Joe Amrine was wrongfully accused of a prison murder and sentenced to death in Missouri. He spent 17 years on death row before he was exonerated in 2003. Today, July 28th, marks the 19th anniversary of his exoneration.
Joe's story of wrongful conviction and his experience with the courts, criminal legal system, inadequate counsel pre/during trial, faulty forensic science, false informant testimony, and many other instances of misconduct by investigators and the state outline very clearly all that is wrong with the death penalty system in Missouri.
Joe witnessed dozens of individuals taken away and subsequently executed while he was on death row.
As one of only four people exonerated from death row in the state, his case is one of the most important innocence cases in Missouri.
AMRINE V. ROPER
The case of Joseph Amrine, a Black man on death row for 17 years, plainly illustrates the injustice that intersects at innocence and capital punishment.
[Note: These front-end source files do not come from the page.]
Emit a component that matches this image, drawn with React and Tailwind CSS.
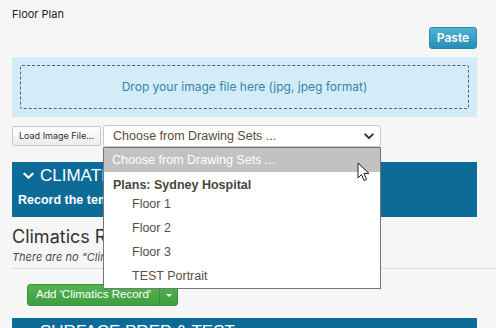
import React from "react";

const floors = ["Floor 1", "Floor 2", "Floor 3", "TEST Portrait"];

function ChevronDown({ className }) {
    return (
        <svg viewBox="0 0 12 8" className={className} fill="none" stroke="currentColor" strokeWidth="2.4" strokeLinecap="round" strokeLinejoin="round">
            <path d="M1.5 1.5 L6 6 L10.5 1.5" />
        </svg>
    );
}

function SectionHeader({ title, children }) {
    return (
        <div className="w-full bg-[#0d6b98] px-[6px] text-white font-['Liberation_Sans',Arial,sans-serif]">
            <div className="flex h-[24px] items-end gap-[6px] pl-[5px]">
                <ChevronDown className="mb-[6px] h-[8px] w-[11px]" />
                <span className="text-[17px] leading-[20px]">{title}</span>
            </div>
            {children}
        </div>
    );
}

export default function App() {
    return (
        <div className="relative h-[328px] w-[496px] overflow-hidden bg-[#f6f6f6] font-['Inter',sans-serif] text-[#333]">
            <div className="ml-3 w-[465px]">
                <div className="pt-[8px] text-[11px] leading-[13px] text-[#222]">Floor Plan</div>

                <div className="mt-[6px] flex justify-end">
                    <button className="h-[22px] w-[48px] rounded-[3px] border border-[#2c88ac] bg-gradient-to-b from-[#4db4d4] to-[#2a8db4] text-[12px] font-semibold text-white">
                        Paste
                    </button>
                </div>

                <div className="mt-[8px] h-[60px] bg-[#d4ecf7] p-[8px]">
                    <div className="flex h-full items-center justify-center rounded-[2px] border border-dashed border-[#2f6f8e] text-[12px] text-[#2f86b0]">
                        Drop your image file here (jpg, jpeg format)
                    </div>
                </div>

                <div className="relative mt-[8px] flex items-center gap-[2px]">
                    <button className="h-[20px] w-[89px] rounded-[2px] border border-[#c8c8c8] bg-gradient-to-b from-white to-[#ececec] text-[9px] text-[#333]">
                        Load Image File...
                    </button>
                    <div className="flex h-[22px] w-[278px] items-center justify-between rounded-[3px] border border-[#c9c9c9] bg-white pl-[9px] pr-[6px] font-['Liberation_Sans',Arial,sans-serif] text-[12.5px] text-[#5a4a3a]">
                        <span>Choose from Drawing Sets ...</span>
                        <ChevronDown className="h-[7px] w-[10px] text-[#333]" />
                    </div>

                    <div className="absolute left-[91px] top-[22px] z-10 w-[278px] border border-[#767676] bg-white font-['Liberation_Sans',Arial,sans-serif] text-[12.5px]">
                        <div className="flex h-[24px] items-center bg-[#c2c2c2] pl-[8px] text-white">Choose from Drawing Sets ...</div>
                        <div className="flex h-[20px] items-end pl-[9px] font-bold leading-[14px] text-[#4a4440]">Plans: Sydney Hospital</div>
                        {floors.map((f) => (
                            <div key={f} className="flex h-[24px] items-center pl-[28px] text-[#5a4f46]">
                                {f}
                            </div>
                        ))}
                    </div>
                </div>

                <div className="mt-[15px]">
                    <SectionHeader title="CLIMATICS">
                        <div className="flex h-[31px] items-center pb-[2px] text-[12.5px] font-bold">
                            Record the temperature and humidity readings
                        </div>
                    </SectionHeader>
                </div>

                <div className="mt-[9px] text-[18px] leading-[22px] text-[#333]">Climatics Records</div>
                <div className="mt-[3px] text-[11px] italic leading-[13px] text-[#4a4a5a]">
                    There are no "Climatics Records" yet.
                </div>
            </div>

            <div className="ml-3 mt-[4px] border-t border-[#dedede]"></div>

            <div className="ml-[27px] mt-[15px] flex h-[22px] w-[151px] overflow-hidden rounded-[3px] border border-[#3a8f3a] bg-gradient-to-b from-[#52b452] to-[#3f9e3f] font-['Liberation_Sans',Arial,sans-serif] text-white">
                <div className="flex flex-1 items-center justify-center text-[11.5px]">Add 'Climatics Record'</div>
                <div className="flex w-[18px] items-center justify-center border-l border-[#3a8a3a]">
                    <div className="h-0 w-0 border-x-[3px] border-t-[3px] border-x-transparent border-t-white"></div>
                </div>
            </div>

            <div className="ml-3 mt-[12px] w-[465px]">
                <SectionHeader title="SURFACE PREP & TEST" />
            </div>

            <svg className="absolute left-[357px] top-[162px] z-20 h-[20px] w-[14px]" viewBox="0 0 14 20">
                <path d="M1 1 L1 16 L4.5 12.5 L7 18.5 L9.5 17.5 L7 11.5 L12 11.5 Z" fill="white" stroke="#222" strokeWidth="1" strokeLinejoin="round" />
            </svg>
        </div>
    );
}
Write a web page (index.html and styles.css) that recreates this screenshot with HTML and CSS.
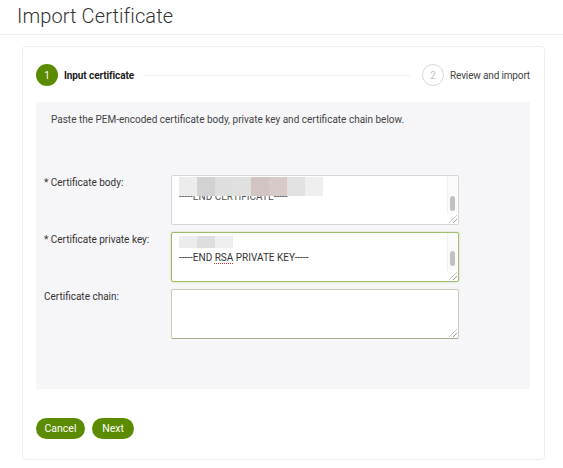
FILE: index.html
```html
<!DOCTYPE html>
<html>
<head>
<meta charset="utf-8">
<link rel="stylesheet" href="styles.css">
</head>
<body>
<div class="header"><h1 class="title">Import Certificate</h1></div>
<div class="card">
  <div class="stepper">
    <div class="step active"><span class="circle">1</span><span class="step-label">Input certificate</span></div>
    <div class="step-line"></div>
    <div class="step"><span class="circle outline">2</span><span class="step-label light">Review and import</span></div>
  </div>
  <div class="panel">
    <p class="intro">Paste the PEM-encoded certificate body, private key and certificate chain below.</p>
    <div class="form">
      <label class="label">* Certificate body:</label>
      <div class="area">
        <div class="cut-text">-----END CERTIFICATE-----</div>
        <div class="blur-row">
          <span class="bl b1"></span><span class="bl b2"></span><span class="bl b3"></span><span class="bl b4"></span><span class="bl b5"></span><span class="bl b6"></span><span class="bl b7"></span><span class="bl b8"></span>
        </div>
        <div class="scroll"><span class="thumb"></span></div>
        <span class="grip"></span>
      </div>

      <label class="label">* Certificate private key:</label>
      <div class="area focus">
        <div class="blur-row short">
          <span class="bl b1"></span><span class="bl b3"></span><span class="bl b8"></span>
        </div>
        <div class="key-text">-----END <span class="spell">RSA</span> PRIVATE KEY-----</div>
        <div class="scroll"><span class="thumb"></span></div>
        <span class="grip"></span>
      </div>

      <label class="label">Certificate chain:</label>
      <div class="area chain">
        <span class="grip"></span>
      </div>
    </div>
  </div>
  <div class="actions">
    <button class="btn btn-cancel">Cancel</button>
    <button class="btn btn-next">Next</button>
  </div>
</div>
</body>
</html>
```
FILE: styles.css
```css
* { box-sizing: border-box; }
html, body { margin: 0; padding: 0; background: #fff; }
body { font-family: Roboto, "Noto Sans", Arial, sans-serif; color: #333; width: 563px; height: 468px; overflow: hidden; }

.header { height: 35px; border-bottom: 1px solid #ececec; padding: 4px 0 0 17px; }
.title { margin: 0; font-size: 20px; font-weight: 300; color: #333; line-height: 24px; letter-spacing: 0.1px; }

.card {
  margin: 11px 18px 0 22px;
  height: 414px;
  border: 1px solid #efefef;
  border-radius: 4px;
  padding: 17px 14px 0 13px;
}

.stepper { display: flex; align-items: center; height: 22px; }
.step { display: flex; align-items: center; }
.circle {
  width: 22px; height: 22px; border-radius: 50%;
  background: #5b8b00; color: #fff;
  font-size: 10px; display: flex; align-items: center; justify-content: center;
}
.circle.outline { background: #fff; border: 1px solid #d8d8d8; color: #bbb; }
.step-label { margin-left: 6px; font-size: 10px; font-weight: 700; color: #222; letter-spacing: -0.1px; }
.step-label.light { font-weight: 400; color: #444; font-size: 10px; letter-spacing: -0.15px; }
.step-line { flex: 1; height: 1px; background: #efefef; margin: 0 12px 0 10px; }

.panel {
  margin-top: 16px;
  height: 287px;
  background: #f6f5f8;
  border-radius: 2px;
  padding: 11px 0 0 8px;
}
.intro { margin: 0 0 0 7px; font-size: 10px; color: #444; line-height: 14px; }

.form {
  margin-top: 48px;
  display: grid;
  grid-template-columns: 127px 288px;
  row-gap: 7px;
}
.label { font-size: 10px; color: #333; padding-top: 2px; }

.area {
  position: relative;
  height: 50px;
  background: #fff;
  border: 1px solid #d6d6d6;
  border-radius: 2px;
  overflow: hidden;
  padding: 1px 0 0 7px;
  font-size: 10px;
  color: #333;
}
.area.focus { border-color: #9fbd6a; box-shadow: 0 0 2px rgba(140,180,80,0.5); padding-top: 3px; }
.area.chain { border-color: #c7cfae; border-bottom-color: #a9ae8f; }

.blur-row { display: flex; height: 19px; }
.area > .cut-text + .blur-row { position: absolute; left: 7px; top: 1px; }
.blur-row.short { height: 12px; }
.bl { display: block; width: 18px; height: 100%; }
.b1 { background: #ececec; }
.b2 { background: #d2d2d2; }
.b3 { background: #dedede; }
.b4 { background: #e0e0e0; }
.b5 { background: #d3c4c4; }
.b6 { background: #d9caca; }
.b7 { background: #e1e1e1; }
.b8 { background: #efefef; }
.cut-text { margin-top: 15px; line-height: 10px; color: #555; }
.key-text { margin-top: 4px; line-height: 12px; }
.spell { text-decoration: underline dotted #e03030; text-underline-offset: 2px; }

.scroll { position: absolute; right: 1px; top: 0; bottom: 10px; width: 10px; background: #fafafa; border-left: 1px solid #f0f0f0; }
.thumb { position: absolute; left: 2px; top: 20px; width: 5px; height: 15px; border-radius: 3px; background: #c1c1c1; }
.area.focus .thumb { top: 18px; }
.grip {
  position: absolute; right: 1px; bottom: 1px; width: 8px; height: 8px;
  background: repeating-linear-gradient(135deg, transparent 0 2px, #999 2px 3px);
  clip-path: polygon(100% 0, 100% 100%, 0 100%);
}

.actions { margin-top: 29px; display: flex; gap: 7px; }
.btn {
  height: 21px; border: none; border-radius: 11px;
  background: #5b8b00; color: #fff;
  font-family: Roboto, "Noto Sans", Arial, sans-serif; font-size: 10.5px; font-weight: 400;
  padding: 0;
}
.btn-cancel { width: 49px; }
.btn-next { width: 42px; }
```
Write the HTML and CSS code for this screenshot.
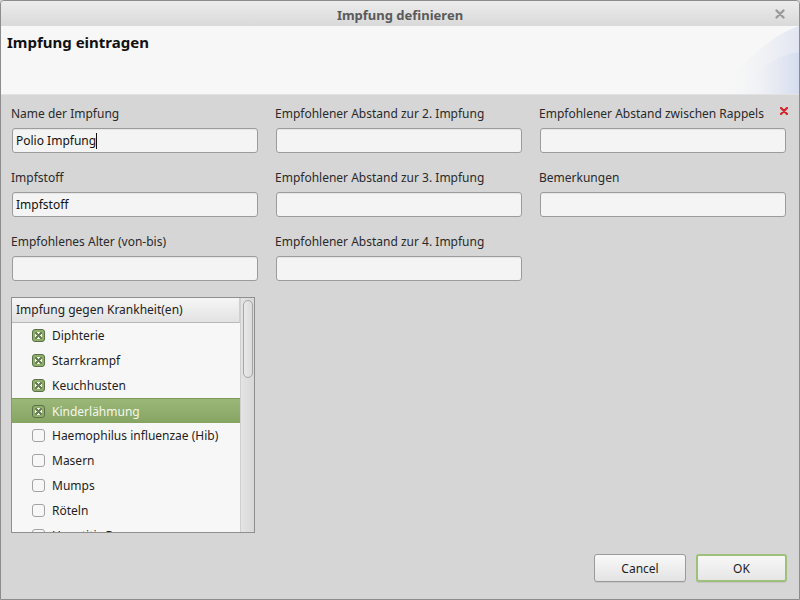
FILE: index.html
```html
<!DOCTYPE html>
<html lang="de">
<head>
<meta charset="utf-8">
<title>Impfung definieren</title>
<link rel="stylesheet" href="styles.css">
</head>
<body>
<div class="window">
  <div class="titlebar">
    <span class="title">Impfung definieren</span>
    <span class="close">
      <svg width="10" height="10" viewBox="0 0 10 10"><path d="M1.5 1.5 L8.5 8.5 M8.5 1.5 L1.5 8.5" stroke="#9a9a9a" stroke-width="2.4" stroke-linecap="round"/></svg>
    </span>
  </div>
  <div class="banner">
    <h1 class="banner-title">Impfung eintragen</h1>
    <svg class="banner-deco" width="120" height="68" viewBox="0 0 120 68" preserveAspectRatio="none">
      <defs>
        <linearGradient id="g1" x1="0" y1="0" x2="1" y2="0">
          <stop offset="0" stop-color="#f7f7f7" stop-opacity="0"/>
          <stop offset="1" stop-color="#dbe1f0"/>
        </linearGradient>
        <linearGradient id="g2" x1="0" y1="0" x2="1" y2="0">
          <stop offset="0" stop-color="#f7f7f7" stop-opacity="0"/>
          <stop offset="1" stop-color="#d6ddef"/>
        </linearGradient>
      </defs>
      <path d="M40 68 C 60 40, 90 10, 120 0 L120 68 Z" fill="url(#g1)" opacity="0.8"/>
      <path d="M60 68 C 75 45, 95 30, 120 26 L120 68 Z" fill="url(#g2)"/>
    </svg>
  </div>
  <div class="content">
    <span class="error-mark">
      <svg width="8" height="8" viewBox="0 0 8 8"><path d="M1 1 L7 7 M7 1 L1 7" stroke="#d9212b" stroke-width="2.2" stroke-linecap="round"/></svg>
    </span>
    <div class="fields">
      <div class="field">
        <label class="label">Name der Impfung</label>
        <div class="input">Polio Impfung<span class="caret"></span></div>
      </div>
      <div class="field">
        <label class="label">Empfohlener Abstand zur 2. Impfung</label>
        <div class="input"></div>
      </div>
      <div class="field">
        <label class="label">Empfohlener Abstand zwischen Rappels</label>
        <div class="input"></div>
      </div>
      <div class="field">
        <label class="label">Impfstoff</label>
        <div class="input">Impfstoff</div>
      </div>
      <div class="field">
        <label class="label">Empfohlener Abstand zur 3. Impfung</label>
        <div class="input"></div>
      </div>
      <div class="field">
        <label class="label">Bemerkungen</label>
        <div class="input"></div>
      </div>
      <div class="field">
        <label class="label">Empfohlenes Alter (von-bis)</label>
        <div class="input"></div>
      </div>
      <div class="field">
        <label class="label">Empfohlener Abstand zur 4. Impfung</label>
        <div class="input"></div>
      </div>
    </div>

    <div class="listbox">
      <div class="list-main">
        <div class="list-header">Impfung gegen Krankheit(en)</div>
        <div class="list-items">
          <div class="item"><span class="cb checked"></span>Diphterie</div>
          <div class="item"><span class="cb checked"></span>Starrkrampf</div>
          <div class="item"><span class="cb checked"></span>Keuchhusten</div>
          <div class="item selected"><span class="cb checked"></span>Kinderlähmung</div>
          <div class="item"><span class="cb"></span>Haemophilus influenzae (Hib)</div>
          <div class="item"><span class="cb"></span>Masern</div>
          <div class="item"><span class="cb"></span>Mumps</div>
          <div class="item"><span class="cb"></span>Röteln</div>
          <div class="item"><span class="cb"></span>Hepatitis B</div>
        </div>
      </div>
      <div class="scrollbar"><div class="thumb"></div></div>
    </div>

    <div class="buttons">
      <button class="btn">Cancel</button>
      <button class="btn default">OK</button>
    </div>
  </div>
</div>
</body>
</html>
```

FILE: styles.css
```css
* { box-sizing: border-box; }
html, body {
  margin: 0;
  padding: 0;
  width: 800px;
  height: 600px;
  overflow: hidden;
  background: #d6d6d6;
}
body {
  font-family: "Noto Sans", "DejaVu Sans", sans-serif;
  font-size: 12px;
  color: #1e1e1e;
}
.window {
  width: 800px;
  height: 600px;
  border: 1px solid #8c8c8c;
  border-radius: 4px 4px 0 0;
  background: #d6d6d6;
  display: flex;
  flex-direction: column;
  overflow: hidden;
}
.titlebar {
  height: 25px;
  flex: none;
  background: linear-gradient(#ececec, #d9d9d9);
  display: flex;
  align-items: center;
  justify-content: center;
  position: relative;
}
.title {
  font-weight: bold;
  font-size: 13px;
  color: #5a5a5a;
  margin-top: 2px;
}
.close {
  position: absolute;
  right: 14px;
  top: 8px;
  display: flex;
}
.banner {
  height: 69px;
  flex: none;
  background: #f7f7f7;
  position: relative;
  border-bottom: 1px solid #e2e2e2;
}
.banner-title {
  margin: 0;
  padding: 6px 0 0 6px;
  font-size: 15px;
  font-weight: bold;
  color: #111;
  line-height: 20px;
}
.banner-deco {
  position: absolute;
  right: 0;
  top: 0;
}
.content {
  flex: 1;
  position: relative;
  padding: 10px 12px 0 10px;
  display: flex;
  flex-direction: column;
}
.error-mark {
  position: absolute;
  right: 11px;
  top: 12px;
  display: flex;
}
.fields {
  display: grid;
  grid-template-columns: 247px 247px 247px;
  column-gap: 17px;
  row-gap: 16px;
}
.field {
  display: flex;
  flex-direction: column;
}
.label {
  line-height: 18px;
  height: 18px;
  color: #2a2a2a;
}
.input {
  margin-top: 5px;
  margin-left: 1px;
  height: 25px;
  border: 1px solid #9c9c9c;
  border-radius: 3px;
  background: #f4f4f4;
  box-shadow: inset 0 1px 1px rgba(0,0,0,0.06);
  padding: 0 3px;
  line-height: 23px;
  color: #111;
  display: flex;
  align-items: center;
}
.caret {
  display: inline-block;
  width: 1px;
  height: 16px;
  background: #111;
}
.listbox {
  margin-top: 16px;
  width: 244px;
  height: 236px;
  border: 1px solid #8f8f8f;
  background: #f7f7f7;
  display: flex;
  overflow: hidden;
}
.list-main {
  flex: 1;
  display: flex;
  flex-direction: column;
  overflow: hidden;
}
.list-header {
  height: 25px;
  flex: none;
  background: linear-gradient(#f6f6f6, #e2e2e2);
  border-bottom: 1px solid #b8b8b8;
  border-right: 1px solid #cfcfcf;
  padding-left: 4px;
  line-height: 24px;
  color: #222;
}
.list-items {
  display: flex;
  flex-direction: column;
}
.item {
  height: 25px;
  flex: none;
  display: flex;
  align-items: center;
  padding-left: 20px;
  color: #1e1e1e;
}
.item.selected {
  background: linear-gradient(#9bb878, #86a462);
  color: #f4f7ee;
  border-top: 1px solid #7c9a58;
}
.cb {
  width: 13px;
  height: 13px;
  border: 1px solid #a3a3a3;
  border-radius: 3px;
  background: #f7f7f7;
  margin-right: 7px;
  position: relative;
  flex: none;
}
.cb.checked {
  background: #8fb06a;
  border-color: #5c6e4a;
}
.cb.checked::after {
  content: "";
  position: absolute;
  left: 2px;
  top: 2px;
  width: 7px;
  height: 7px;
  background:
    linear-gradient(45deg, transparent 40%, #6a7e55 40%, #6a7e55 60%, transparent 60%),
    linear-gradient(-45deg, transparent 40%, #6a7e55 40%, #6a7e55 60%, transparent 60%),
    #f2f4ee;
  border-radius: 1px;
}
.scrollbar {
  width: 14px;
  flex: none;
  background: linear-gradient(90deg, #e4e4e4, #d8d8d8);
  border-left: 1px solid #cfcfcf;
  padding: 2px 1px 0 2px;
}
.thumb {
  height: 78px;
  border: 1px solid #a5a5a5;
  border-radius: 5px;
  background: linear-gradient(90deg, #e9e9e9, #dcdcdc);
  width: 10px;
}
.buttons {
  margin-top: auto;
  margin-bottom: 17px;
  display: flex;
  justify-content: flex-end;
  gap: 10px;
}
.btn {
  font-family: "Noto Sans", "DejaVu Sans", sans-serif;
  font-size: 12px;
  color: #1e1e1e;
  height: 28px;
  width: 92px;
  border: 1px solid #9a9a9a;
  border-radius: 3px;
  background: linear-gradient(#f9f9f9, #e3e3e3);
  box-shadow: 0 1px 0 rgba(0,0,0,0.08);
  padding: 0;
}
.btn.default {
  width: 91px;
  border: 2px solid #9fc078;
  background: linear-gradient(#f7f7f7, #e6e6e6);
}
```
In 2003, Amrine claimed that he was entitled to state habeas relief concerning his conviction and death penalty sentence. In Amrine v. Roper, the court was presented with the issue of “whether a Missouri prisoner sentenced to death [can] obtain habeas relief on a claim of actual innocence . . . independent of any constitutional violation.”
Historically, the writ of habeas corpus only addressed constitutional claims arising from state or federal courts. ‘Freestanding’ or ‘Actual Innocence’ refers to a case where a person is innocent and was wrongfully convicted, but there were no constitutional rights violations. Once the Missouri Supreme Court ruled that a freestanding innocence claim was acceptable in the death penalty case of Joseph Amrine, that decision codified that ‘actual innocence’ claims only applied in capital cases.